The anti-hero of seasons one and two was Stig Helmer, the disgraced Swedish (and Dane-hating) neurosurgeon played by Ernst-Hugo Järegård, who died a year after season two of Kingdom aired. (His death, notably, was followed by the deaths of fellow cast members Morten Rotne Leffers, also in 1998, and Kirsten Rolffes in 2000, one reason the original series came to an end.) In Exodus, however, Helmer has been replaced by Helmer Jr., aka Halfmer (half of his father), played by Mikael Persbrandt. Halfmer has accepted the job at Rigshospitalet, “compelled to go to the country that drove (his) father crazy,” and his own descent into madness is near-immediate, later seen sobbing, coated in mud and clutching his father’s ashes to his chest (contained within a Swedish Tetra Pak no less).

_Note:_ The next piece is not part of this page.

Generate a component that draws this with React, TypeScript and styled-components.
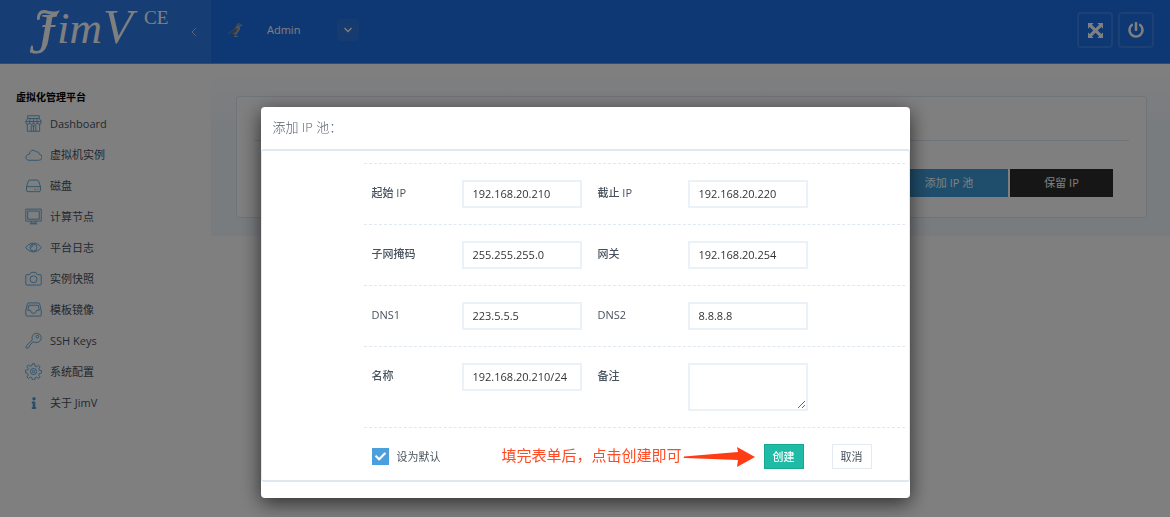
import React from "react";
import styled, { createGlobalStyle } from "styled-components";
import { FaCheck, FaInfo, FaPowerOff } from "react-icons/fa";

const GlobalStyle = createGlobalStyle`
  * { box-sizing: border-box; }
  body {
    margin: 0;
    background: #fff;
    color: #48525e;
    font: 11px/16px "Open Sans", "Noto Sans CJK SC", sans-serif;
  }
  button, input, textarea { font: inherit; }
`;

const Page = styled.div`
  min-height: 100vh;
`;

const Header = styled.header`
  display: flex;
  height: 64px;
  background: #1c70e6;
  border-bottom: 1px solid #6f96dc;
`;

const Brand = styled.div`
  display: flex;
  align-items: center;
  justify-content: space-between;
  width: 211px;
  padding-right: 14px;
  background: #2f7de8;
  color: #fff;
`;

const Logo = styled.svg`
  overflow: visible;
  fill: #fff;
  font-family: "Liberation Serif", serif;
  font-style: italic;
`;

const UserBar = styled.div`
  display: flex;
  flex: 1;
  align-items: center;
  padding: 0 16px 3px;
  color: #fff;
`;

const UserName = styled.span`
  width: 70px;
  margin-left: 24px;
`;

const MenuButton = styled.button`
  display: grid;
  place-items: center;
  width: 22px;
  height: 22px;
  padding: 0;
  border: 0;
  border-radius: 3px;
  background: #2b76e2;
  color: #fff;
`;

const Tools = styled.div`
  display: flex;
  gap: 5px;
  margin-left: auto;
`;

const ToolButton = styled.button`
  display: grid;
  place-items: center;
  width: 36px;
  height: 36px;
  padding: 0;
  border: 2px solid #3a80ea;
  border-radius: 4px;
  background: transparent;
  color: #fff;
`;

const Body = styled.div`
  display: flex;
`;

const Sidebar = styled.nav`
  width: 211px;
  padding: 25px 16px;
`;

const NavTitle = styled.h2`
  margin: 0 0 3px;
  color: #000;
  font-size: 10px;
  line-height: 16px;
  font-weight: 700;
`;

const NavLink = styled.a`
  display: flex;
  align-items: center;
  gap: 8px;
  height: 31px;
  padding-left: 9px;
  color: #48525e;
  text-decoration: none;
`;

const IconSlot = styled.span`
  display: grid;
  place-items: center;
  width: 17px;
  height: 17px;
  color: #4a9fd8;
`;

const Main = styled.main`
  flex: 1;
  height: 172px;
  padding: 32px 23px 18px 25px;
  background: linear-gradient(#fff, #f3f8fe 60px);
`;

const Panel = styled.section`
  height: 122px;
  padding: 0 17px;
  border: 1px solid #dfe8f1;
  border-radius: 3px;
  background: #fff;
`;

const PanelHead = styled.div`
  height: 44px;
  border-bottom: 1px solid #dfe8f1;
`;

const PanelActions = styled.div`
  display: flex;
  justify-content: flex-end;
  gap: 2px;
  padding: 28px 16px 0;
`;

const PanelButton = styled.button<{ $dark?: boolean }>`
  width: ${(p) => (p.$dark ? 103 : 118)}px;
  height: 28px;
  padding: 0;
  border: 0;
  background: ${(p) => (p.$dark ? "#2d2d2d" : "#3f9bd8")};
  color: #fff;
`;

const Backdrop = styled.div`
  position: fixed;
  inset: 0;
  padding: 107px 16px 0;
  overflow: auto;
  background: rgba(0, 0, 0, 0.5);
`;

const Dialog = styled.section`
  max-width: 649px;
  margin: 0 auto;
  padding-bottom: 16px;
  border-radius: 4px;
  background: #fff;
  box-shadow: 0 5px 20px rgba(0, 0, 0, 0.65);
`;

const DialogTitle = styled.h1`
  margin: 0;
  padding: 11px 12px 13px;
  color: #59626e;
  font-size: 13px;
  line-height: 18px;
  font-weight: 300;
`;

const Form = styled.form`
  padding: 12px 4px 11px 102px;
  border: 1px solid #dfe8f1;
  border-width: 2px 1px;
  border-radius: 3px;
`;

const Row = styled.div`
  display: grid;
  grid-template-columns: 2fr 3fr 2fr 5fr;
  padding: 16px 0;
  border-top: 1px dashed #dfe8f1;
`;

const Label = styled.label`
  padding: 5px 8px;
  color: #48525e;
  font-weight: 500;
`;

const Field = styled.div`
  display: flex;
  padding: 0 8px;
`;

const TextInput = styled.input`
  width: 120px;
  height: 28px;
  padding: 0 9px 1px;
  border: 2px solid #eaf1f8;
  background: #fff;
  color: #333;
`;

const TextArea = styled.textarea`
  width: 120px;
  height: 48px;
  padding: 4px 9px;
  border: 2px solid #eaf1f8;
  background: #fff;
`;

const Footer = styled.div`
  display: flex;
  align-items: center;
  padding: 16px 33px 0 8px;
  border-top: 1px dashed #dfe8f1;
`;

const CheckLabel = styled.label`
  position: relative;
  display: flex;
  align-items: center;
  gap: 8px;

  svg { position: absolute; left: 3px; color: #fff; pointer-events: none; }
`;

const CheckBox = styled.input`
  appearance: none;
  width: 17px;
  height: 17px;
  margin: 0;
  background: #4b9fdc;
`;

const Hint = styled.span`
  margin-left: auto;
  padding-bottom: 4px;
  color: #ff4a24;
  font-size: 15px;
  line-height: 20px;
`;

const Arrow = styled.svg`
  margin: 0 9px 0 1px;
`;

const FormButton = styled.button<{ $primary?: boolean }>`
  width: 40px;
  height: 25px;
  padding: 0;
  border: 1px solid ${(p) => (p.$primary ? "#14a98f" : "#e3eaf2")};
  background: ${(p) => (p.$primary ? "#1fbba6" : "#fff")};
  color: ${(p) => (p.$primary ? "#fff" : "#48525e")};
  font-weight: ${(p) => (p.$primary ? 500 : 400)};
  & + & { margin-left: 28px; }
`;

const icons: Record<string, React.ReactNode> = {
  store: <><path d="M3.500 1h15v3.500h-15zM3.500 4.500L1 8.500h20l-2.500-4M3 11.500V21h16v-9.500M8 21v-7h6v7M11 14v7M7 4.500L6 8.500M11 4.500v4M15 4.500l1 4" /><path d="M1 8.500v1a2.500 2.500 0 0 0 5 0 2.500 2.500 0 0 0 5 0 2.500 2.500 0 0 0 5 0 2.500 2.500 0 0 0 5 0v-1" /></>,
  cloud: <path d="M5 18.500h12.500a4 4 0 0 0 .8-8c.2-2.500-2.300-3.800-4-2.800-2.800-4.200-8.800-2-8.300 2.800-6 .3-6.500 7.500-1 8z" />,
  disk: <><path d="M2 12.500L4.500 5q.5-1 1.500-1h10q1 0 1.500 1l2.500 7.500V17q0 2-2 2H4q-2 0-2-2zM2 12.500h18M12 16h2M16 16h1.500" /></>,
  monitor: <><path d="M1 1.500h20v15.500H1zM3.500 4h15v10.500h-15zM8 17v2.500h6V17M6 20.500h10" /></>,
  eye: <><path d="M1 11c5-7.500 15-7.500 20 0-5 7.500-15 7.500-20 0z" /><circle cx="11" cy="11" r="4.500" /><path d="M8.500 11a2.500 2.500 0 0 1 2.500-2.500" /></>,
  camera: <><path d="M2.500 6H6l2-3h6l2 3h3.500q1.500 0 1.500 1.500V18q0 1.500-1.500 1.500h-17Q1 19.500 1 18V7.500Q1 6 2.500 6z" /><circle cx="11" cy="12" r="4.500" /></>,
  inbox: <><path d="M1 12.500L3 4q.3-1.500 2-1.500h12q1.700 0 2 1.500l2 8.500V18q0 1.500-1.500 1.500h-17Q1 19.500 1 18z" /><path d="M3.500 12L5 5.500h12l1.500 6.500H15q-.5 4-4 4t-4-4z" /></>,
  key: <><path d="M10.500 12.500L6 17.500l-1 2.500-2.500 1q-2-.5-1-2.500l8-8.500a6 6 0 1 1 4.500 3.500q-2 0-3.500-1z" /><circle cx="16" cy="6" r="1.800" /></>,
  gear: <><path d="M9.500 1h3l.5 3 2 .8 2.500-1.800 2 2-1.700 2.500.8 2 2.900.5v3l-3 .5-.8 2 1.800 2.500-2 2-2.500-1.700-2 .8-.5 2.900h-3l-.5-3-2-.8-2.500 1.800-2-2 1.700-2.500-.8-2L.5 12.500v-3l3-.5.8-2L2.500 4.500l2-2L7 4.200l2-.8z" /><circle cx="11" cy="11" r="4" /><circle cx="11" cy="11" r="1.500" /></>,
};

const NavIcon = ({ name }: { name: string }) => (
  <IconSlot>
    {name === "info" ? <FaInfo size={12} /> : (
      <svg width="17" height="17" viewBox="0 0 22 22" fill="none" stroke="currentColor" strokeWidth="1.100" aria-hidden="true">{icons[name]}</svg>
    )}
  </IconSlot>
);

const navItems = [
  ["store", "Dashboard"], ["cloud", "虚拟机实例"], ["disk", "磁盘"], ["monitor", "计算节点"],
  ["eye", "平台日志"], ["camera", "实例快照"], ["inbox", "模板镜像"], ["key", "SSH Keys"],
  ["gear", "系统配置"], ["info", "关于 JimV"],
];

const fields = [
  [["start", "起始 IP", "192.168.20.210"], ["end", "截止 IP", "192.168.20.220"]],
  [["mask", "子网掩码", "255.255.255.0"], ["gateway", "网关", "192.168.20.254"]],
  [["dns1", "DNS1", "223.5.5.5"], ["dns2", "DNS2", "8.8.8.8"]],
  [["name", "名称", "192.168.20.210/24"], ["note", "备注", ""]],
];

export default function App() {
  return (
    <>
      <GlobalStyle />
      <Page>
        <Header>
          <Brand>
            <Logo width="180" height="63" role="img" aria-label="JimV CE">
              <text x="29" y="53" fontSize="58">J</text>
              <path d="M37 19C37 12 41 9 47 10.500S56 12 60 10l-3 5c-4 1-7-.5-11-1.500-4-.8-6 1-6 4.500 0 2-3 3-3 1z" />
              <path d="M43 25h13l-1 2H42z" />
              <text x="57" y="43" fontSize="45">im</text>
              <text x="103" y="43" fontSize="49">V</text>
              <text x="144" y="24" fontSize="19" fontStyle="normal">CE</text>
            </Logo>
            <svg width="6" height="10" fill="none" stroke="#fff" opacity=".6"><path d="M5 1L1 5l4 4" /></svg>
          </Brand>
          <UserBar>
            <svg width="16" height="16" viewBox="0 0 16 16" aria-hidden="true">
              <path d="M0 12l5-3 4-4 1-3 2-1 1.500 1.500L16 3l-3 1.500v3L10 12l-1 .5V14h2v1H7v-1h1v-1.500L5 11z" fill="#9ea6ac" />
              <path d="M1 12l7-5 3-1-2 4-3 1.500z" fill="#5f707c" />
              <path d="M10 3l2-1 1.500 1-2 1z" fill="#6e7b84" />
            </svg>
            <UserName>Admin</UserName>
            <MenuButton aria-label="User menu"><svg width="10" height="8" fill="none" stroke="currentColor" strokeWidth="1.300"><path d="M1.500 2L5 5.500 8.500 2" /></svg></MenuButton>
            <Tools>
              <ToolButton aria-label="Full screen"><svg width="15" height="15" viewBox="0 0 16 16" fill="currentColor"><path d="M0 0h6L4.200 1.800 8 5.600l3.800-3.800L10 0h6v6l-1.800-1.800L10.400 8l3.800 3.800L16 10v6h-6l1.800-1.800L8 10.400l-3.800 3.800L6 16H0v-6l1.800 1.800L5.600 8 1.800 4.200 0 6z" /></svg></ToolButton>
              <ToolButton aria-label="Log out"><FaPowerOff size={16} /></ToolButton>
            </Tools>
          </UserBar>
        </Header>
        <Body>
          <Sidebar>
            <NavTitle>虚拟化管理平台</NavTitle>
            {navItems.map(([icon, text]) => (
              <NavLink href="#" key={icon}><NavIcon name={icon} />{text}</NavLink>
            ))}
          </Sidebar>
          <Main>
            <Panel>
              <PanelHead />
              <PanelActions>
                <PanelButton>添加 IP 池</PanelButton>
                <PanelButton $dark>保留 IP</PanelButton>
              </PanelActions>
            </Panel>
          </Main>
        </Body>
      </Page>
      <Backdrop>
        <Dialog role="dialog" aria-labelledby="dialog-title">
          <DialogTitle id="dialog-title">添加 IP 池：</DialogTitle>
          <Form>
            {fields.map((row) => (
              <Row key={row[0][0]}>
                {row.map(([id, label, value]) => (
                  <React.Fragment key={id}>
                    <Label htmlFor={id}>{label}</Label>
                    <Field>{id === "note" ? <TextArea id={id} /> : <TextInput id={id} defaultValue={value} />}</Field>
                  </React.Fragment>
                ))}
              </Row>
            ))}
            <Footer>
              <CheckLabel><CheckBox type="checkbox" defaultChecked /><FaCheck size={11} />设为默认</CheckLabel>
              <Hint>填完表单后，点击创建即可</Hint>
              <Arrow width="72" height="22" fill="#ff3d14" aria-hidden="true"><path d="M1 10.500Q0 12 2 12L55 14l-1 7 18-10L54 1l1 5z" /></Arrow>
              <FormButton type="button" $primary>创建</FormButton>
              <FormButton type="button">取消</FormButton>
            </Footer>
          </Form>
        </Dialog>
      </Backdrop>
    </>
  );
}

Persbrandt is one of the best additions to the series; where Järegård’s Helmer was cartoonishly loathsome, Halmer is desperate and broken, his manic disintegration more difficult to watch. 

If you’re wondering, ‘What’s a Lars von Trier work without something infuriating?’, here it is unfortunately an interminable and gratuitous sexual harassment subplot where a female staff member, Anna (in an albeit strange and captivating performance by Tuva Novotny), entraps Halfmer in a series of farcical stunts (like wearing fake nipples and scrubs that don’t stay up, the better to suddenly fall down). If the endless mockery of the Swedes is somehow hilarious, Anna’s devious flirtations land flat.

Still, the mayhem is glorious. At the risk of giving spoilers, Udo Kier makes a reappearance as Little Brother, only this time he’s much, much larger, and now known as Big Brother: a sort of bald Alice in Wonderland drowning in his own tears in the infamous bleaching ponds that viewers of the original will immediately recognize. The spirit Solomon, trapped in a glass jar, has to be fed treats shredded with a miniature cheese grater before giving spiritual advice, and the Rigshospitalet’s basement is home not only to an opium den where retired doctors finish their days in a drugged stupor but to a dimly lit IT department casually conducting hacking operations. 

Exodus‘s coyly meta premise hovers ectoplasmically around the show without distracting from the comedic terror unfolding within the hospital, and all the while Jørgensen’s Karen is a determinedly brave force through the chaos. Like the original Kingdom, and like any successful soap opera, Exodus packs a surprising emotional force through its characteristic Trier impishness, inviting us, as the show’s tag phrase goes, to “be prepared to take the Good, with the Evil.” ■

The Kingdom: Exodus (directed by Lars Von Trier)

The Kingdom: Exodus is currently streaming on MUBI.